Count lines holding the string "styles" in the data that follows. Reply with one number only.

[Start DATASET CONTENT]

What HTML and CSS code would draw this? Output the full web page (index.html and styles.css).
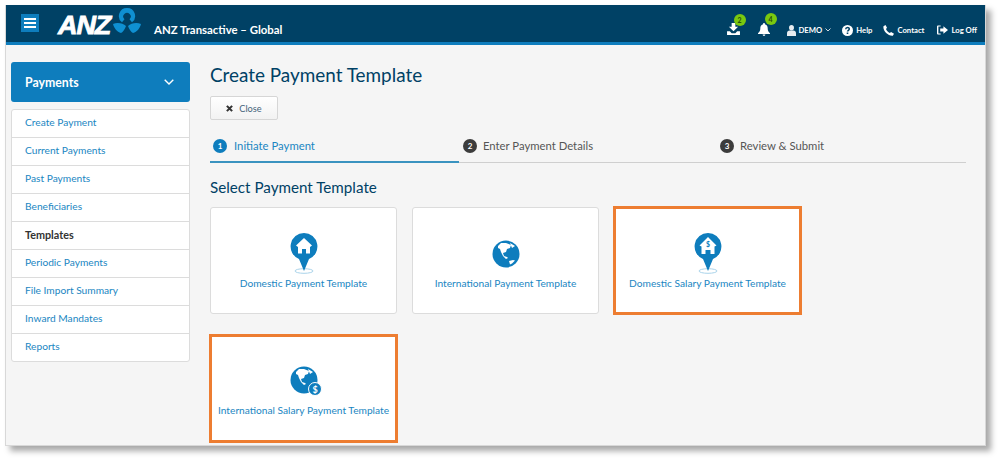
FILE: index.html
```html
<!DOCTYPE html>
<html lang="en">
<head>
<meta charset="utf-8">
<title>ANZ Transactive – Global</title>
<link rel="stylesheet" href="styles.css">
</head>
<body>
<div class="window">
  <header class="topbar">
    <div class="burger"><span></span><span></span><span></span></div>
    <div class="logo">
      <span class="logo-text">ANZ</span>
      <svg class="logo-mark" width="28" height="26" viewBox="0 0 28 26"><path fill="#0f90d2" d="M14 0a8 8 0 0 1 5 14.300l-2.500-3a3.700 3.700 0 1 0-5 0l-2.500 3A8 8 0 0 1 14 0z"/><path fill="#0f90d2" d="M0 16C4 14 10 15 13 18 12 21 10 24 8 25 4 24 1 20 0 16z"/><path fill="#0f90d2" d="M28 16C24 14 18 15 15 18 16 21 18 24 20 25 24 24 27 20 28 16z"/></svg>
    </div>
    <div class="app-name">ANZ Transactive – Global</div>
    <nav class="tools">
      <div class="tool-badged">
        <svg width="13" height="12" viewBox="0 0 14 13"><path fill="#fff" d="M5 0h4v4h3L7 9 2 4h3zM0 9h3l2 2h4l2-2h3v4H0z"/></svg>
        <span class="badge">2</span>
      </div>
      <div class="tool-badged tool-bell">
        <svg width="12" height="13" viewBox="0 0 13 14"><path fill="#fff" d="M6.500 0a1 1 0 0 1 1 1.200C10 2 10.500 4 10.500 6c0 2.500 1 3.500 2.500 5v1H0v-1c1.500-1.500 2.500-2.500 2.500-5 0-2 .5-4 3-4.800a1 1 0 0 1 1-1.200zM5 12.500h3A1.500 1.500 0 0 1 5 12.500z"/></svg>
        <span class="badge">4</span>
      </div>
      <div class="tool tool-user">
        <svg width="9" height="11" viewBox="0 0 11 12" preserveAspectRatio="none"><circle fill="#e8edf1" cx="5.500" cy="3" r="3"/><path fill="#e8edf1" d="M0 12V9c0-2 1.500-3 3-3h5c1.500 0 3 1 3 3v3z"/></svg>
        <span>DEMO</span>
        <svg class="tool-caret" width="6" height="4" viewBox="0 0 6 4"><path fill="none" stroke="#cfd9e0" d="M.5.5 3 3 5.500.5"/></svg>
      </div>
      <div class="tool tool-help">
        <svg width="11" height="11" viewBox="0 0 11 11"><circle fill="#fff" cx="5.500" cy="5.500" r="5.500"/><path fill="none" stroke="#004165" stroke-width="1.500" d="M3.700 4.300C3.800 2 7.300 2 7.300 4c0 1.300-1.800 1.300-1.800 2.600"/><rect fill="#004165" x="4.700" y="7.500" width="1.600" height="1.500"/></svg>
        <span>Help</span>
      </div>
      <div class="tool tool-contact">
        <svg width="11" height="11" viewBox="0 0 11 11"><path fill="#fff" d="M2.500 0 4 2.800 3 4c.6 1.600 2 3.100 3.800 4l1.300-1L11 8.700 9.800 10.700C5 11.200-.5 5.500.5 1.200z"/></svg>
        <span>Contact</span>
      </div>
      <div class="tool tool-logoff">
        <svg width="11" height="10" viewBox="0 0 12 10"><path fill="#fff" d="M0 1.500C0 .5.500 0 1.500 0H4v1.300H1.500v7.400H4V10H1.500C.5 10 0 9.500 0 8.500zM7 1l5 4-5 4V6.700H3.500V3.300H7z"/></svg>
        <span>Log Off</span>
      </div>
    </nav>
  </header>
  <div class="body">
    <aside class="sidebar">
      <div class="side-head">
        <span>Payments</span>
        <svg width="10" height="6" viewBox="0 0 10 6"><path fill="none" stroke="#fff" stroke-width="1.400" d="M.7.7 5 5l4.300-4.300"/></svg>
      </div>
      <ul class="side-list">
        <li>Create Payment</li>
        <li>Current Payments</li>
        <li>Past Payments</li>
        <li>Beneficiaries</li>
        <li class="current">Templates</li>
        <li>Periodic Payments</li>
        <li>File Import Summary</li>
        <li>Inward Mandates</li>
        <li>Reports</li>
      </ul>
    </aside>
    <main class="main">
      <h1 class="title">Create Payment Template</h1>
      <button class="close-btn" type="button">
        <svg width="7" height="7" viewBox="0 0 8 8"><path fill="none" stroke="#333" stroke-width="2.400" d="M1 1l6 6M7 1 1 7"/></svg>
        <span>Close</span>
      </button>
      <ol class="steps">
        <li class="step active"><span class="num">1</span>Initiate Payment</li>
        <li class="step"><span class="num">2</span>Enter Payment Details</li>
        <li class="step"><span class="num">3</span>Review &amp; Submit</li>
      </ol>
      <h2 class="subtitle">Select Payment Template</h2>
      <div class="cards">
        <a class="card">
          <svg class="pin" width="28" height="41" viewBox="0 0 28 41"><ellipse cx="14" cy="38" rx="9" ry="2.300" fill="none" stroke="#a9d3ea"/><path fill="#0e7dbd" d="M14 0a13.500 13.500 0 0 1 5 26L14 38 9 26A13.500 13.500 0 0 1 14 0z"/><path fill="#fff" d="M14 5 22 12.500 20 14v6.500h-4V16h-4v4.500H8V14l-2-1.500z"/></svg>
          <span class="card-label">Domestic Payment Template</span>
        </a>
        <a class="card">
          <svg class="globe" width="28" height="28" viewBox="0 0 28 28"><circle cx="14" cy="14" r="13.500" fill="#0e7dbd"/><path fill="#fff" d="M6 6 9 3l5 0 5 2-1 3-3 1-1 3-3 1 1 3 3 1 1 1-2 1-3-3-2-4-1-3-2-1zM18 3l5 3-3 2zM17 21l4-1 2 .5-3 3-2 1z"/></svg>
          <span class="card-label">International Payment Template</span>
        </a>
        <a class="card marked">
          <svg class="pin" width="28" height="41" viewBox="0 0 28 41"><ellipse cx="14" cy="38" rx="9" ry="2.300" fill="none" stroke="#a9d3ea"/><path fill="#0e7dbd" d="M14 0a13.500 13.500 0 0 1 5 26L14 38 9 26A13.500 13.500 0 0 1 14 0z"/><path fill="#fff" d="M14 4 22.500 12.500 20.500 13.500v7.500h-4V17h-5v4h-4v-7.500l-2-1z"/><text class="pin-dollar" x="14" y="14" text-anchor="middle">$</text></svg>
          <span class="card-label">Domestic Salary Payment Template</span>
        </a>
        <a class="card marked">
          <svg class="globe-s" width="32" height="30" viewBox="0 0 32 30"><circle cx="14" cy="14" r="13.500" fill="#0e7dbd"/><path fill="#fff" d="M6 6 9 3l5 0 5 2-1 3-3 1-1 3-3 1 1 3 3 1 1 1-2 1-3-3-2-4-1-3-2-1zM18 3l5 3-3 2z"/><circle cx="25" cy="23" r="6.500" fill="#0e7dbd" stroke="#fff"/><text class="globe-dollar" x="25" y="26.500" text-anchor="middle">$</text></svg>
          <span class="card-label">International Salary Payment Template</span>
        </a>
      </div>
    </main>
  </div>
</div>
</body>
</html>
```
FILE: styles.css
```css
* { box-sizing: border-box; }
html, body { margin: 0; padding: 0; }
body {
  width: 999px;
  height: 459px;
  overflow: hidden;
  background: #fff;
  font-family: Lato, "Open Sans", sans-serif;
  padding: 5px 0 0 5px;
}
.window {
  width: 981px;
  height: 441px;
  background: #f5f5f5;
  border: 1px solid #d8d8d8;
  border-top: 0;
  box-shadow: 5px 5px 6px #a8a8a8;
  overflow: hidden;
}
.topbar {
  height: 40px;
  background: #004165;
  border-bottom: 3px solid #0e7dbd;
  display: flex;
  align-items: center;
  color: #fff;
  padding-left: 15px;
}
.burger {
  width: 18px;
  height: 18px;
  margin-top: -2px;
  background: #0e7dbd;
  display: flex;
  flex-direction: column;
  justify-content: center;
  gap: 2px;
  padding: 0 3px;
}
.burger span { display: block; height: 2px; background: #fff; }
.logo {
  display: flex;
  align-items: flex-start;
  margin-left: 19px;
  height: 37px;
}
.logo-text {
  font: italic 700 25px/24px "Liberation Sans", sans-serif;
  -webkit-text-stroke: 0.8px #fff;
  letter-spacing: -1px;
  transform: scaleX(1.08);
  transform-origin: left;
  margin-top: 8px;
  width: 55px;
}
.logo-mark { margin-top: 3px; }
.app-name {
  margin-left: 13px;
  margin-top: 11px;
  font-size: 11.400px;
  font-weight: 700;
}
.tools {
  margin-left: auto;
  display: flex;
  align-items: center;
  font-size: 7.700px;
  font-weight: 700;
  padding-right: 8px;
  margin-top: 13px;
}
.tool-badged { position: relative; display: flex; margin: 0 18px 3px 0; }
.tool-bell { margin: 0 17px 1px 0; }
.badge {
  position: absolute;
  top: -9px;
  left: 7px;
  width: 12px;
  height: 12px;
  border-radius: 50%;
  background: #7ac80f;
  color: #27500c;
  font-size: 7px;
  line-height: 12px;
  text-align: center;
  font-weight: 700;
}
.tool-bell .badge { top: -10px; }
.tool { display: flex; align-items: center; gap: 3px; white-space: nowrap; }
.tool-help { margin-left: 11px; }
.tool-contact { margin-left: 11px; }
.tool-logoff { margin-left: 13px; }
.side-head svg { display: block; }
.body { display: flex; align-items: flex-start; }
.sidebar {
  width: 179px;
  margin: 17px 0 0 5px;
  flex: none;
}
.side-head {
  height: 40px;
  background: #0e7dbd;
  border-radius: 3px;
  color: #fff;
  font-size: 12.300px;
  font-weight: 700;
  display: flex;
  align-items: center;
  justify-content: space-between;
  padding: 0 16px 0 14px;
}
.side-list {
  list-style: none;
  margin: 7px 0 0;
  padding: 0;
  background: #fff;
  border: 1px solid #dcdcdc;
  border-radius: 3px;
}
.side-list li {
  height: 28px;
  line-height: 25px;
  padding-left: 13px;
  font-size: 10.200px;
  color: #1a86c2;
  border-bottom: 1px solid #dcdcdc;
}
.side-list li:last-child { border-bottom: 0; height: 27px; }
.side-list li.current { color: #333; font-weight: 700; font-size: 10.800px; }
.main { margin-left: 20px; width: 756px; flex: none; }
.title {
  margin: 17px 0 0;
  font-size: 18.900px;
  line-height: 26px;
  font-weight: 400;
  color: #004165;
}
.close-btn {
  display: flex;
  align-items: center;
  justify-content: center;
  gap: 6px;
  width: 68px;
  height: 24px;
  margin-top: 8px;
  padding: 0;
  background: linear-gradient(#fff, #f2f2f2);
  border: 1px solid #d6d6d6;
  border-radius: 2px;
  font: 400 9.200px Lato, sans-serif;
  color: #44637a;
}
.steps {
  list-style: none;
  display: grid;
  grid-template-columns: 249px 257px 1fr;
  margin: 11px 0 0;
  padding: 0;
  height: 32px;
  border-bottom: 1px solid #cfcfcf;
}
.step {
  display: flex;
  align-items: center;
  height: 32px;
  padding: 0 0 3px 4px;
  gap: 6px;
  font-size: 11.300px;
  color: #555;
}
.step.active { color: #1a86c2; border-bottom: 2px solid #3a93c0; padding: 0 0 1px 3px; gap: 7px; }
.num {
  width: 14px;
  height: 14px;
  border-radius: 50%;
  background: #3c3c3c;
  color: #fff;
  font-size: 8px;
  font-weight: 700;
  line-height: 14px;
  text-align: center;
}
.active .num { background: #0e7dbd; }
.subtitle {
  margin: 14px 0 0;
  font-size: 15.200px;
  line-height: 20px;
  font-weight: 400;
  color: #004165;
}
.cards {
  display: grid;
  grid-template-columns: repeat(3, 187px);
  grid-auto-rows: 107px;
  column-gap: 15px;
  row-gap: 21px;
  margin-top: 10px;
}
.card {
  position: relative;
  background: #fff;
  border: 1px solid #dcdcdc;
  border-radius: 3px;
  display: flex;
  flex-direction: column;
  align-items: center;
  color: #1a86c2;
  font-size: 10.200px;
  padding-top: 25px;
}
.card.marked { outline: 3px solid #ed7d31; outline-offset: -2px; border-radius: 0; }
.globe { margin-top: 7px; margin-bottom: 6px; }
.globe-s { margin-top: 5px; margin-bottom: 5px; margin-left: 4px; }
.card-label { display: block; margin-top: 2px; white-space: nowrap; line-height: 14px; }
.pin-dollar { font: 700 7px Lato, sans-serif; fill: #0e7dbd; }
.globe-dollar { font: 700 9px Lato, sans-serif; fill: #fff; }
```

[End DATASET CONTENT]

RESULT OF THIS TASK: 3